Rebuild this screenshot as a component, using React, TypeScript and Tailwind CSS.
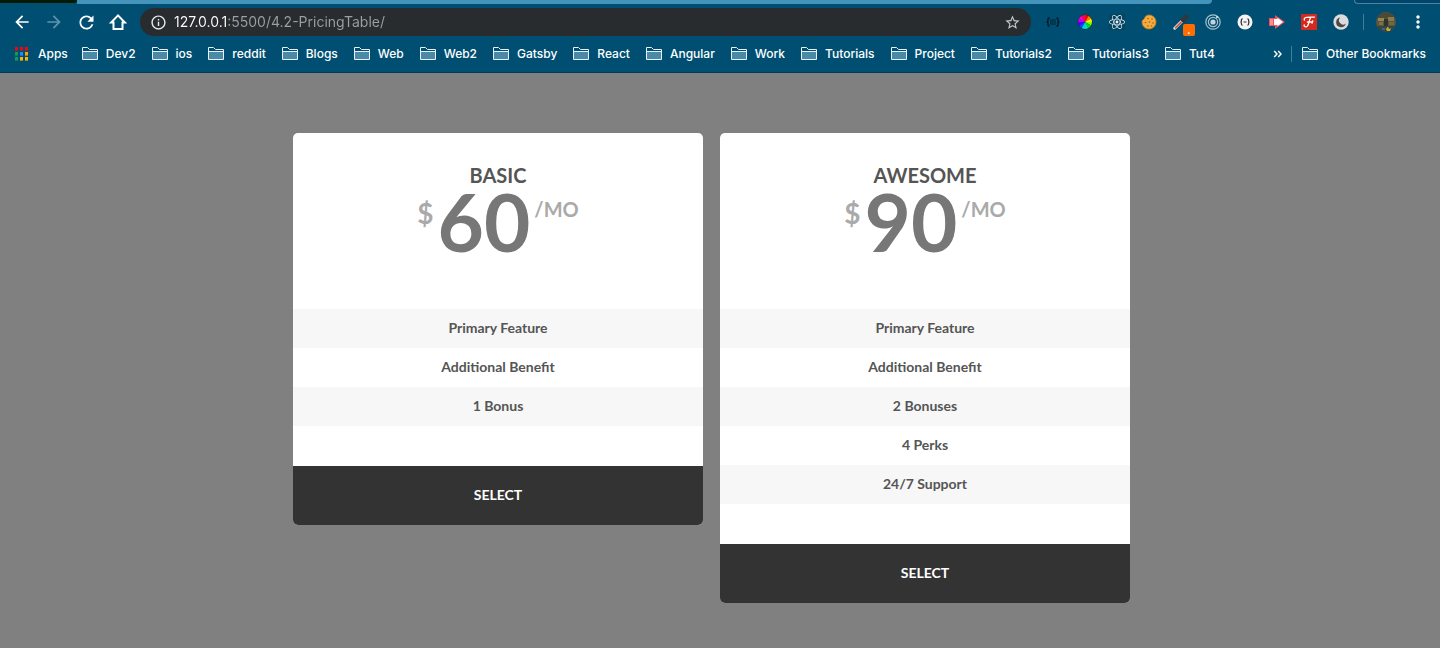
import type { ReactNode } from "react";
import { FaReact } from "react-icons/fa";
import {
  MdArrowBack,
  MdArrowForward,
  MdMoreVert,
  MdOutlineInfo,
  MdRefresh,
  MdStarBorder,
} from "react-icons/md";

const bookmarks = [
  "Dev2",
  "ios",
  "reddit",
  "Blogs",
  "Web",
  "Web2",
  "Gatsby",
  "React",
  "Angular",
  "Work",
  "Tutorials",
  "Project",
  "Tutorials2",
  "Tutorials3",
  "Tut4",
];

const plans = [
  {
    name: "Basic",
    price: 60,
    features: ["Primary Feature", "Additional Benefit", "1 Bonus"],
  },
  {
    name: "Awesome",
    price: 90,
    features: [
      "Primary Feature",
      "Additional Benefit",
      "2 Bonuses",
      "4 Perks",
      "24/7 Support",
    ],
  },
];

const appColors = [
  "#ff0000", "#ff0000", "#ff0000",
  "#0f9d58", "#1a8cff", "#ffa000",
  "#0f9d58", "#ffb300", "#ffb300",
];

const wheelColors = [
  "#ff0000", "#ff8000", "#ffee00", "#80ff00", "#00e020", "#00e8a0",
  "#00c8ff", "#0050ff", "#5000ff", "#b000ff", "#ff00d0", "#ff0060",
];

function HomeIcon() {
  return (
    <svg width="18" height="18" viewBox="0 0 18 18" fill="none" stroke="currentColor" strokeWidth="2">
      <path d="M9 2.4 L15.8 9.5 H13.5 V16 H4.5 V9.5 H2.2 Z" />
    </svg>
  );
}

function FolderIcon() {
  return (
    <svg width="16" height="14" viewBox="0 0 16 14" className="shrink-0">
      <path d="M1 5 H15 V13 H1 Z" fill="#4a8aa6" />
      <path
        d="M0.5 12.5 V0.5 H5.5 L7.5 2.5 H15.5 V12.5 Z M0.5 4.5 H15.5"
        fill="none"
        stroke="#e8f1f5"
      />
    </svg>
  );
}

function AppsIcon() {
  return (
    <svg width="14" height="14" viewBox="0 0 14 14" className="shrink-0">
      {appColors.map((color, i) => (
        <rect key={i} x={(i % 3) * 5} y={Math.floor(i / 3) * 5} width="3" height="3.6" fill={color} />
      ))}
    </svg>
  );
}

function JsonIcon() {
  return (
    <svg width="14" height="12" viewBox="0 0 14 12" fill="none" stroke="#04141d" strokeWidth="1.3">
      <path d="M3.6 1.8 Q2 1.8 2 3 V4.8 Q2 6 0.6 6 Q2 6 2 7.2 V9 Q2 10.2 3.6 10.2" />
      <path d="M10.4 1.8 Q12 1.8 12 3 V4.8 Q12 6 13.4 6 Q12 6 12 7.2 V9 Q12 10.2 10.4 10.2" />
      <path d="M4.2 4 H9.8 M4.2 6 H9.8 M4.2 8 H9.8" strokeWidth="1" strokeDasharray="1.5 0.5" />
    </svg>
  );
}

function ColorWheelIcon() {
  const point = (i: number) => {
    const a = ((i * 30 - 90) * Math.PI) / 180;
    return `${8 + 7 * Math.cos(a)} ${8 + 7 * Math.sin(a)}`;
  };
  return (
    <svg width="16" height="16" viewBox="0 0 16 16">
      <circle cx="8" cy="8" r="7.5" fill="#222222" />
      {wheelColors.map((color, i) => (
        <path key={color} d={`M8 8 L${point(i)} A7 7 0 0 1 ${point(i + 1)} Z`} fill={color} />
      ))}
    </svg>
  );
}

function CookieIcon() {
  return (
    <svg width="16" height="16" viewBox="0 0 16 16">
      <path
        d="M8 1 A7 7 0 1 1 1 8 Q1 6 2.6 5.4 Q3.6 4.8 3.8 3.4 Q5.5 1 8 1 Z"
        fill="#f2ab3c"
        stroke="#cf7d1c"
        strokeWidth="0.8"
      />
      <g fill="#a3601c">
        <circle cx="7" cy="4.5" r="0.8" />
        <circle cx="11" cy="5" r="0.8" />
        <circle cx="8.5" cy="8" r="0.8" />
        <circle cx="4.5" cy="8.5" r="0.8" />
        <circle cx="12" cy="9" r="0.8" />
        <circle cx="7" cy="12" r="0.8" />
        <circle cx="10.5" cy="12" r="0.7" />
      </g>
    </svg>
  );
}

function EyedropperIcon() {
  return (
    <svg width="16" height="16" viewBox="0 0 16 16" strokeLinecap="round">
      <path d="M1.8 14.2 L9 7" stroke="#dfe6ea" strokeWidth="3" />
      <path d="M2.5 13.8 L8 8.2" stroke="#d9482b" strokeWidth="1.6" />
      <path d="M7.5 4.5 L11.5 8.5" stroke="#33373a" strokeWidth="2" />
      <path d="M10 6 L13.5 2.5" stroke="#33373a" strokeWidth="4" />
    </svg>
  );
}

function TargetIcon() {
  return (
    <svg width="16" height="16" viewBox="0 0 16 16" fill="none" stroke="#a9c0cb">
      <circle cx="8" cy="8" r="7.2" strokeWidth="1.2" />
      <circle cx="8" cy="8" r="4.6" strokeWidth="1.2" />
      <circle cx="8" cy="8" r="2.6" fill="#c4d2d9" stroke="none" />
      <circle cx="12" cy="3" r="1.1" fill="#dbe5ea" stroke="none" />
    </svg>
  );
}

function BracesIcon() {
  return (
    <svg width="16" height="16" viewBox="0 0 16 16">
      <circle cx="8" cy="8" r="7.5" fill="#f4f4f4" />
      <path
        d="M5.6 4.8 Q4.4 4.8 4.4 6 V7 Q4.4 8 3.4 8 Q4.4 8 4.4 9 V10 Q4.4 11.2 5.6 11.2 M10.4 4.8 Q11.6 4.8 11.6 6 V7 Q11.6 8 12.6 8 Q11.6 8 11.6 9 V10 Q11.6 11.2 10.4 11.2 M6.5 8 H9.5"
        fill="none"
        stroke="#333333"
        strokeWidth="1.2"
      />
    </svg>
  );
}

function ArrowBlockIcon() {
  return (
    <svg width="16" height="14" viewBox="0 0 16 14">
      <path d="M0 3 H6 V0 L16 7 L6 14 V11 H0 Z" fill="#f0525a" />
      <path d="M5 4 H8.5 V2.8 L14 7 L8.5 11.2 V10 H5 Z" fill="#ffffff" />
      <path d="M1 4 H4 V10 H1 Z" fill="#f98c92" />
    </svg>
  );
}

function ScriptFIcon() {
  return (
    <svg width="16" height="16" viewBox="0 0 16 16">
      <rect width="16" height="16" fill="#d42a1e" />
      <path
        d="M3.4 6.2 Q2.6 3.8 5.4 3.4 Q8 3 13.4 3.2 M9.6 3.4 Q8.2 6.6 7.6 9.6 Q6.8 12.8 4.4 12.8 Q2.8 12.6 3.2 11 M6.4 8 H11.2 M11.8 6.8 L11 9.2"
        fill="none"
        stroke="#ffffff"
        strokeWidth="1.3"
        strokeLinecap="round"
      />
    </svg>
  );
}

function MoonIcon() {
  return (
    <svg width="16" height="16" viewBox="0 0 16 16">
      <circle cx="8" cy="8" r="7.7" fill="#dcdcdc" />
      <path d="M7.4 3.4 A4.9 4.9 0 1 0 12.8 9.4 A4 4 0 0 1 7.4 3.4 Z" fill="#4a4a4a" />
    </svg>
  );
}

function Avatar() {
  return (
    <svg width="20" height="20" viewBox="0 0 20 20">
      <clipPath id="avatar">
        <circle cx="10" cy="10" r="10" />
      </clipPath>
      <g clipPath="url(#avatar)">
        <rect width="20" height="20" fill="#5b5640" />
        <rect width="20" height="6" fill="#4a4a38" />
        <rect x="2" y="6" width="6" height="3" fill="#96854f" />
        <rect x="12" y="5" width="6" height="4" fill="#8a7a4a" />
        <rect x="8" y="7" width="4" height="8" fill="#2e332c" />
        <rect x="3" y="10" width="4" height="3" fill="#7d7145" />
        <rect x="13" y="10" width="5" height="3" fill="#6e6a44" />
        <rect y="14" width="20" height="6" fill="#39453f" />
        <rect x="6" y="16" width="3" height="2" fill="#3c5fa0" />
        <path d="M10 17 L12 14.5 L13 17 L15 16 L14 19 H11 Z" fill="#c9b02c" />
      </g>
    </svg>
  );
}

const extensions: { label: string; icon: ReactNode; badge?: string }[] = [
  { label: "JSON viewer", icon: <JsonIcon /> },
  { label: "Color wheel", icon: <ColorWheelIcon /> },
  {
    label: "React DevTools",
    icon: <FaReact size={16} className="bg-[#08435f] text-[#e6f3f8]" />,
  },
  { label: "Cookies", icon: <CookieIcon /> },
  { label: "Color picker", icon: <EyedropperIcon />, badge: "." },
  { label: "Target", icon: <TargetIcon /> },
  { label: "Braces", icon: <BracesIcon /> },
  { label: "Forward", icon: <ArrowBlockIcon /> },
  { label: "Font finder", icon: <ScriptFIcon /> },
  { label: "Dark mode", icon: <MoonIcon /> },
];

interface ToolButtonProps {
  label: string;
  children: ReactNode;
  badge?: string;
}

function ToolButton({ label, children, badge }: ToolButtonProps) {
  return (
    <button
      type="button"
      aria-label={label}
      className="relative flex h-7 w-8 shrink-0 items-center justify-center"
    >
      {children}
      {badge && (
        <span className="absolute right-0.5 bottom-0 flex h-3 w-3 items-center justify-center rounded-xs bg-[#ff6d00] text-[10px] leading-none font-bold text-white">
          {badge}
        </span>
      )}
    </button>
  );
}

function BrowserChrome() {
  return (
    <header className="border-b border-[#003a55] bg-[#004f73] font-['Inter',sans-serif] text-white">
      {/* Bottom edge of the tab strip */}
      <div className="flex h-1 justify-between">
        <div className="h-[3px] w-[77px] rounded-br-sm bg-[#041a04]" />
        <div className="h-1 flex-1 rounded-br-md bg-[#4493ba]" />
        <div className="ml-[142px] h-1 w-[86px] rounded-bl-md border-b border-l border-[#4586a6] bg-[#04456b]" />
      </div>

      {/* Toolbar */}
      <div className="flex h-9 items-center px-1.5">
        <ToolButton label="Back">
          <MdArrowBack size={20} />
        </ToolButton>
        <ToolButton label="Forward">
          <MdArrowForward size={20} className="text-[#5f93ab]" />
        </ToolButton>
        <ToolButton label="Reload">
          <MdRefresh size={21} />
        </ToolButton>
        <ToolButton label="Home">
          <HomeIcon />
        </ToolButton>
        <div className="mx-1.5 flex h-7 min-w-0 flex-1 items-center rounded-full bg-[#282c2f] px-2.5">
          <MdOutlineInfo size={17} className="shrink-0 text-[#e8eaed]" />
          <input
            type="text"
            aria-label="Address"
            defaultValue="127.0.0.1:5500/4.2-PricingTable/"
            className="ml-[7px] min-w-0 flex-1 bg-[linear-gradient(90deg,#ffffff_54px,#9aa0a6_54px)] bg-clip-text font-['Inter',sans-serif] text-sm text-transparent caret-white outline-none"
          />
          <button type="button" aria-label="Bookmark this page">
            <MdStarBorder size={17} className="text-[#c4c7ca]" />
          </button>
        </div>
        {extensions.map((ext) => (
          <ToolButton key={ext.label} label={ext.label} badge={ext.badge}>
            {ext.icon}
          </ToolButton>
        ))}
        <div className="mx-1.5 h-4 w-px bg-[#40809c]" />
        <ToolButton label="Profile">
          <Avatar />
        </ToolButton>
        <ToolButton label="Menu">
          <MdMoreVert size={20} />
        </ToolButton>
      </div>

      {/* Bookmarks bar */}
      <nav className="flex h-8 items-center pr-3.5 pb-1 pl-[15px] text-xs font-medium">
        <a href="#" className="mr-3.5 flex items-center gap-[9px]">
          <AppsIcon />
          Apps
        </a>
        <div className="flex min-w-0 flex-1 gap-4 overflow-hidden">
          {bookmarks.map((name) => (
            <a key={name} href="#" className="flex shrink-0 items-center gap-2">
              <FolderIcon />
              {name}
            </a>
          ))}
        </div>
        <button type="button" aria-label="More bookmarks" className="px-2">
          <svg width="10" height="8" viewBox="0 0 10 8" fill="none" stroke="currentColor" strokeWidth="1.4">
            <path d="M1.2 1 L4 4 L1.2 7 M5.2 1 L8 4 L5.2 7" />
          </svg>
        </button>
        <div className="mr-2.5 h-4 w-px bg-[#40809c]" />
        <a href="#" className="flex items-center gap-2">
          <FolderIcon />
          Other Bookmarks
        </a>
      </nav>
    </header>
  );
}

interface PlanCardProps {
  name: string;
  price: number;
  features: string[];
}

function PlanCard({ name, price, features }: PlanCardProps) {
  return (
    <section className="mr-[17px] min-w-0 flex-1 overflow-hidden rounded-[5px] bg-white text-center">
      <div className="h-44 pt-7">
        <h2 className="text-xl leading-7 font-bold text-[#555555] uppercase">{name}</h2>
        <p className="flex items-start justify-center gap-1 font-bold text-[#aaaaaa]">
          <span className="pt-2.5 text-[28px] leading-7">$</span>
          <span className="text-[80px] leading-16 text-[#777777]">{price}</span>
          <span className="pt-1.5 text-xl leading-7 uppercase">/mo</span>
        </p>
      </div>
      <ul className="pb-10 text-sm font-bold text-[#555555]">
        {features.map((feature) => (
          <li key={feature} className="h-[39px] leading-[37px] odd:bg-[#f7f7f7]">
            {feature}
          </li>
        ))}
      </ul>
      <button
        type="button"
        className="h-[59px] w-full bg-[#333333] pb-0.5 text-sm font-bold text-white uppercase"
      >
        Select
      </button>
    </section>
  );
}

export default function App() {
  return (
    <div className="min-h-screen bg-[#808080]">
      <BrowserChrome />
      <main className="mx-auto flex max-w-[854px] items-start pt-15 pb-11 font-['Lato',sans-serif]">
        {plans.map((plan) => (
          <PlanCard key={plan.name} {...plan} />
        ))}
      </main>
    </div>
  );
}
○ ○ ○ ○
Identify the lines above that contain the word "this", then copy them.

• [Reply]
Rebuild this screenshot as a component, using React, TypeScript and Tailwind CSS.
          <button type="button" aria-label="Bookmark this page">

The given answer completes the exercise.